* [Record set]
· · · · ·

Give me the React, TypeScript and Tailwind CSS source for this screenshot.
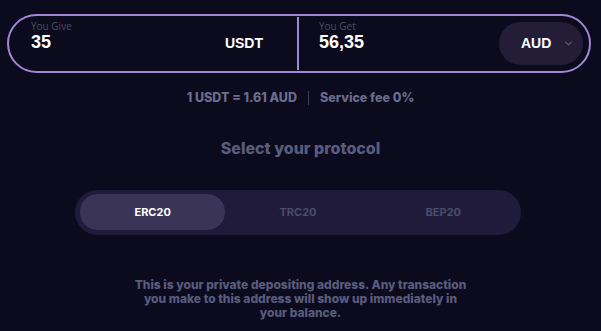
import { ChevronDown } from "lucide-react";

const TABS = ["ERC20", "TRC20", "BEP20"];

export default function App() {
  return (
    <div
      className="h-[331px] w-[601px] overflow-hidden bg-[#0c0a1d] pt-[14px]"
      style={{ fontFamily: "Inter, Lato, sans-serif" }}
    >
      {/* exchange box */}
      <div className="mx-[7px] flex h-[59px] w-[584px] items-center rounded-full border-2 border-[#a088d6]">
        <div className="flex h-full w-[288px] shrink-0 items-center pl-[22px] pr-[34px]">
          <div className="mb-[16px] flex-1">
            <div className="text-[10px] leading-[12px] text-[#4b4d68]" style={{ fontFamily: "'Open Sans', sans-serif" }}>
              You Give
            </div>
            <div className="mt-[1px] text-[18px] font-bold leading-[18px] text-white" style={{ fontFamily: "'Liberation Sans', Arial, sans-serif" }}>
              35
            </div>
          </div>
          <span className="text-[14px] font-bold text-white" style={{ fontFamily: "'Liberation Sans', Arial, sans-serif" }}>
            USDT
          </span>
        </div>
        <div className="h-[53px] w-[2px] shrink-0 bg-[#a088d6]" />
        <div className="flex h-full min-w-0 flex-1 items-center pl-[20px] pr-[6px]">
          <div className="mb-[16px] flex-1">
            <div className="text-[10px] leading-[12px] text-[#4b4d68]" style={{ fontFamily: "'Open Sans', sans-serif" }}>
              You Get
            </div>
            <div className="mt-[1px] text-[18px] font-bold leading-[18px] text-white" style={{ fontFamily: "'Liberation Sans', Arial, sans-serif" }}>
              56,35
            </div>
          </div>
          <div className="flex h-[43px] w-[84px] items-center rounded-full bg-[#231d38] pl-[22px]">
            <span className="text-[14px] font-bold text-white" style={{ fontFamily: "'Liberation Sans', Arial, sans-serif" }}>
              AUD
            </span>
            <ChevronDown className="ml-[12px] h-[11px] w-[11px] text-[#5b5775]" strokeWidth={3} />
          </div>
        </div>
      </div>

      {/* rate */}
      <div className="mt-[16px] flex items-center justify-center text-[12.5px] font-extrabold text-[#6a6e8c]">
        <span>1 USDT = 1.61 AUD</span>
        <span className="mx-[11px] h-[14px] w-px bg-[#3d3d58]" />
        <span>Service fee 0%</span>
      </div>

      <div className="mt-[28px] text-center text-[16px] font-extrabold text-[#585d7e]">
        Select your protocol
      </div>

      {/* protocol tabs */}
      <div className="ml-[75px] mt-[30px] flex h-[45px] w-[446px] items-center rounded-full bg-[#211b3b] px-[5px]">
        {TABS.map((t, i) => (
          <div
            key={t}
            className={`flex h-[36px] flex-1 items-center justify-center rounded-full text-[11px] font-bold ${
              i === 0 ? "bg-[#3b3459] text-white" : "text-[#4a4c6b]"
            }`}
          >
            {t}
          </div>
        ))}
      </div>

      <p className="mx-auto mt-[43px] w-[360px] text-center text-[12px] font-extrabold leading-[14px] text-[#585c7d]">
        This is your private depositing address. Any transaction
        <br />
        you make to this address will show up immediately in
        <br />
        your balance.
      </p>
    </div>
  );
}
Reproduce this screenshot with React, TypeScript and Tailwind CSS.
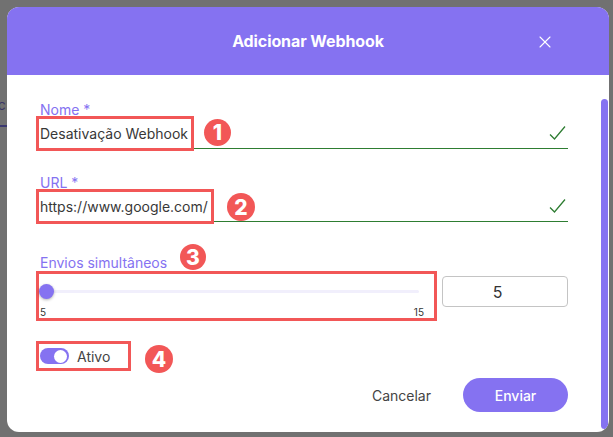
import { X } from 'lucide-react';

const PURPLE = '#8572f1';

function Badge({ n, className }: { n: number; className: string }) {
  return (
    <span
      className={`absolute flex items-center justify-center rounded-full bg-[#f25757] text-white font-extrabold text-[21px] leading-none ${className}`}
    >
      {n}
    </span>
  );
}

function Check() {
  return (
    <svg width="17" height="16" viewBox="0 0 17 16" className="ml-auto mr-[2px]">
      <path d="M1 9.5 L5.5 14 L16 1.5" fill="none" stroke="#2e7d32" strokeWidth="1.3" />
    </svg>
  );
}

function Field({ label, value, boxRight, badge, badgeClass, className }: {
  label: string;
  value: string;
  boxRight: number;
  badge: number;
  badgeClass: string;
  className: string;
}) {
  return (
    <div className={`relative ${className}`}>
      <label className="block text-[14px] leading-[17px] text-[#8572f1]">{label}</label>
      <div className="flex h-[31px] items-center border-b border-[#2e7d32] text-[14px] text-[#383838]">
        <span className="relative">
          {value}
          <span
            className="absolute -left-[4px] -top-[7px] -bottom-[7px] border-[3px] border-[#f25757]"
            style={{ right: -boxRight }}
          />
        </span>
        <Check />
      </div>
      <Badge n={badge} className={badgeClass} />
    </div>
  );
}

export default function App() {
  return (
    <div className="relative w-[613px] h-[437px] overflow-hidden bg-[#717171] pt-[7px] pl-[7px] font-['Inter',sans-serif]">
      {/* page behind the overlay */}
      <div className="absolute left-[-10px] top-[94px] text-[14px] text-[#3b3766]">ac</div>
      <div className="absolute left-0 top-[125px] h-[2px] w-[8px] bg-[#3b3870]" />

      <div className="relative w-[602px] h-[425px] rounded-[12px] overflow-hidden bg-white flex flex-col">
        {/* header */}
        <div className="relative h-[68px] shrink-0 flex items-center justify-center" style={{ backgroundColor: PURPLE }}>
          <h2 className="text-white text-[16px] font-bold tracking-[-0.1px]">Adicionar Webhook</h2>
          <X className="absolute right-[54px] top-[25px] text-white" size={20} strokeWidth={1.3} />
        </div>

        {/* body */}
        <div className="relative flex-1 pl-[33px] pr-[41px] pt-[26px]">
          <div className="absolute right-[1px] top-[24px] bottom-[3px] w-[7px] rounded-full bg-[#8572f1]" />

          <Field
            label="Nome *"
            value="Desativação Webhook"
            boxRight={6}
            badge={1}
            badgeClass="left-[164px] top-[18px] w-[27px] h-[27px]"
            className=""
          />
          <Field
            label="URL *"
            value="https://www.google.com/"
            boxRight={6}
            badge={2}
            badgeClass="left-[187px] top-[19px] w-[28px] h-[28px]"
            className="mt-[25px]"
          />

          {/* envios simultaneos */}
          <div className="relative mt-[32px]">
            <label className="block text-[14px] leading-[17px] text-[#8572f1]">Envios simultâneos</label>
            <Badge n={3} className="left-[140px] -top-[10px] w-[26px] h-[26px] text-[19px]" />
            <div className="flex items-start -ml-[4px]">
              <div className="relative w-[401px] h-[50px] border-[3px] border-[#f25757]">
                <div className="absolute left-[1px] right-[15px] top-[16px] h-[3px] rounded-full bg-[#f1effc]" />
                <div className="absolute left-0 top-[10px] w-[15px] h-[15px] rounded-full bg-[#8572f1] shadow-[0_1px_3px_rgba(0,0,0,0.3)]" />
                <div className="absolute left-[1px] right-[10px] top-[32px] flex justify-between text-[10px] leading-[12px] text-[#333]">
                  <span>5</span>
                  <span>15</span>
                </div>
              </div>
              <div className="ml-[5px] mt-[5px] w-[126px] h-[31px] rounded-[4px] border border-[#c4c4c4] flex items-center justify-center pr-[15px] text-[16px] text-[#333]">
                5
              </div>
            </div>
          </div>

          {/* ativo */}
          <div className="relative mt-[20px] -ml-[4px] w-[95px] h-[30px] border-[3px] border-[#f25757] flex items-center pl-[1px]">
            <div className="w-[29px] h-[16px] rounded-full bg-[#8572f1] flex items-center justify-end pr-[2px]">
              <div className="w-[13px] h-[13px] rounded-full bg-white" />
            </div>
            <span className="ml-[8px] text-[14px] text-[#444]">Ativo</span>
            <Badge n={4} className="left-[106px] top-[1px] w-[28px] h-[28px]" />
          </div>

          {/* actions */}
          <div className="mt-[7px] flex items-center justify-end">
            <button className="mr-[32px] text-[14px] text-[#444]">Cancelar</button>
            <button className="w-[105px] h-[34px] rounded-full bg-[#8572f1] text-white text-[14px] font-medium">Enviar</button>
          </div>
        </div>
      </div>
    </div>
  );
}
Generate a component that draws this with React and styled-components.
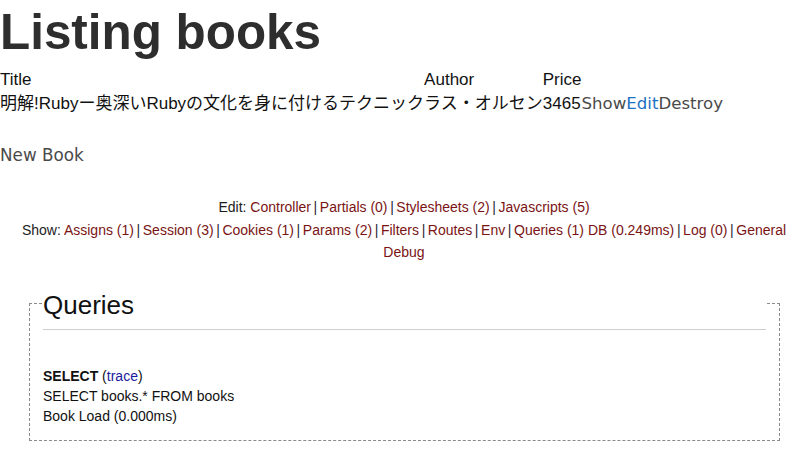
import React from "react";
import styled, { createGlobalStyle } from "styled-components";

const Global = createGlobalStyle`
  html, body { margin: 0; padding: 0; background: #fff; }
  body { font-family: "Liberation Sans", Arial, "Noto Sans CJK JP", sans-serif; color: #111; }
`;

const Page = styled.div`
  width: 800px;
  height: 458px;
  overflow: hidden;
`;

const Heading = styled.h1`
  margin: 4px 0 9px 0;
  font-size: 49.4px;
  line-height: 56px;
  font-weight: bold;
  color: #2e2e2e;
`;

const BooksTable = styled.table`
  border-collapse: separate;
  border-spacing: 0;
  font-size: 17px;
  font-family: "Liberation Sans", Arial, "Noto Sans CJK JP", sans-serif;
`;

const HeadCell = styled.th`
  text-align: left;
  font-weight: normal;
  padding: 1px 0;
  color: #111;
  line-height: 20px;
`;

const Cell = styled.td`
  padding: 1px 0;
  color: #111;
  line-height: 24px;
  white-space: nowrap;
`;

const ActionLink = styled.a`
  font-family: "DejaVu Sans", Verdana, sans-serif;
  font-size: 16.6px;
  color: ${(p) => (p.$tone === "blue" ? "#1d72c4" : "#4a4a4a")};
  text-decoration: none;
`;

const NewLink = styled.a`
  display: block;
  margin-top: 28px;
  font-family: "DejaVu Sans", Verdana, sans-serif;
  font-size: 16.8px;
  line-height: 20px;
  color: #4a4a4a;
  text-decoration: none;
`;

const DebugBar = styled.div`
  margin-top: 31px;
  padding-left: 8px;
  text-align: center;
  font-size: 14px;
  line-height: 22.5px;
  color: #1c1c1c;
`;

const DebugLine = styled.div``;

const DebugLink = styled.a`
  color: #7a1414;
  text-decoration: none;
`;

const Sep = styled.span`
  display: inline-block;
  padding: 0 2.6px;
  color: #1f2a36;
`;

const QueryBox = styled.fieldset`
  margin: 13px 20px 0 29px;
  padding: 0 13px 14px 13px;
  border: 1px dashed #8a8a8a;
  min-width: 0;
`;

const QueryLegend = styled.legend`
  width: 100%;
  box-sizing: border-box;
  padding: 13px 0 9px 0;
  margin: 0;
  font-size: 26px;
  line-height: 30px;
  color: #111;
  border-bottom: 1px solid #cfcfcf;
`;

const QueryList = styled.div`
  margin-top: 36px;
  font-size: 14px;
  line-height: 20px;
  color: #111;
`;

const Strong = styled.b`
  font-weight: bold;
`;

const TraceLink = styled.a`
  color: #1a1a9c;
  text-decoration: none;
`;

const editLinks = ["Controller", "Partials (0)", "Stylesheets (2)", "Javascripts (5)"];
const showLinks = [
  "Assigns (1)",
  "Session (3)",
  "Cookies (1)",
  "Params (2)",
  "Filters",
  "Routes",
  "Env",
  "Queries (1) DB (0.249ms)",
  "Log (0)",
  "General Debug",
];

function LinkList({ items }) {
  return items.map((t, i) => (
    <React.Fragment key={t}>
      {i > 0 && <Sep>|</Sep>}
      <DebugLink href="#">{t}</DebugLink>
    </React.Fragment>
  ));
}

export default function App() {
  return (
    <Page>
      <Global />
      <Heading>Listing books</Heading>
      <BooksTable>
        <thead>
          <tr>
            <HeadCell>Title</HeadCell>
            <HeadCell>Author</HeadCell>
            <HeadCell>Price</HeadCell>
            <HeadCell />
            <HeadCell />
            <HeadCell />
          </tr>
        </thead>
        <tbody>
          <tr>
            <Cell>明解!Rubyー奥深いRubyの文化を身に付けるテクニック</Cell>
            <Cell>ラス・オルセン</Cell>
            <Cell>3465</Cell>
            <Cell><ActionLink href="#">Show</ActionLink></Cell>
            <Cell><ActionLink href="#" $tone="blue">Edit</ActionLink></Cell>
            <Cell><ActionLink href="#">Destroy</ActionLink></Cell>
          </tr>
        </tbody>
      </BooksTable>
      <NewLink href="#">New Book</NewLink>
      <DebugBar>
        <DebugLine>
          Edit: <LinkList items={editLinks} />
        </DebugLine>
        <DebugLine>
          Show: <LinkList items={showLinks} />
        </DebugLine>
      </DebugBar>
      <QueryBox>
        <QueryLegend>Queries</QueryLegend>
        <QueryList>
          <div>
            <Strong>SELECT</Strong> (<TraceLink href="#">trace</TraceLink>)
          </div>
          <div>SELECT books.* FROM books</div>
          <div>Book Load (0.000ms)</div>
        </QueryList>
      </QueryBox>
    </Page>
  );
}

· · · · ·

* [Directions]
Exactly how many lines contain "Tailwind"? State the number and nothing else.

* [Answer to the exercise]
2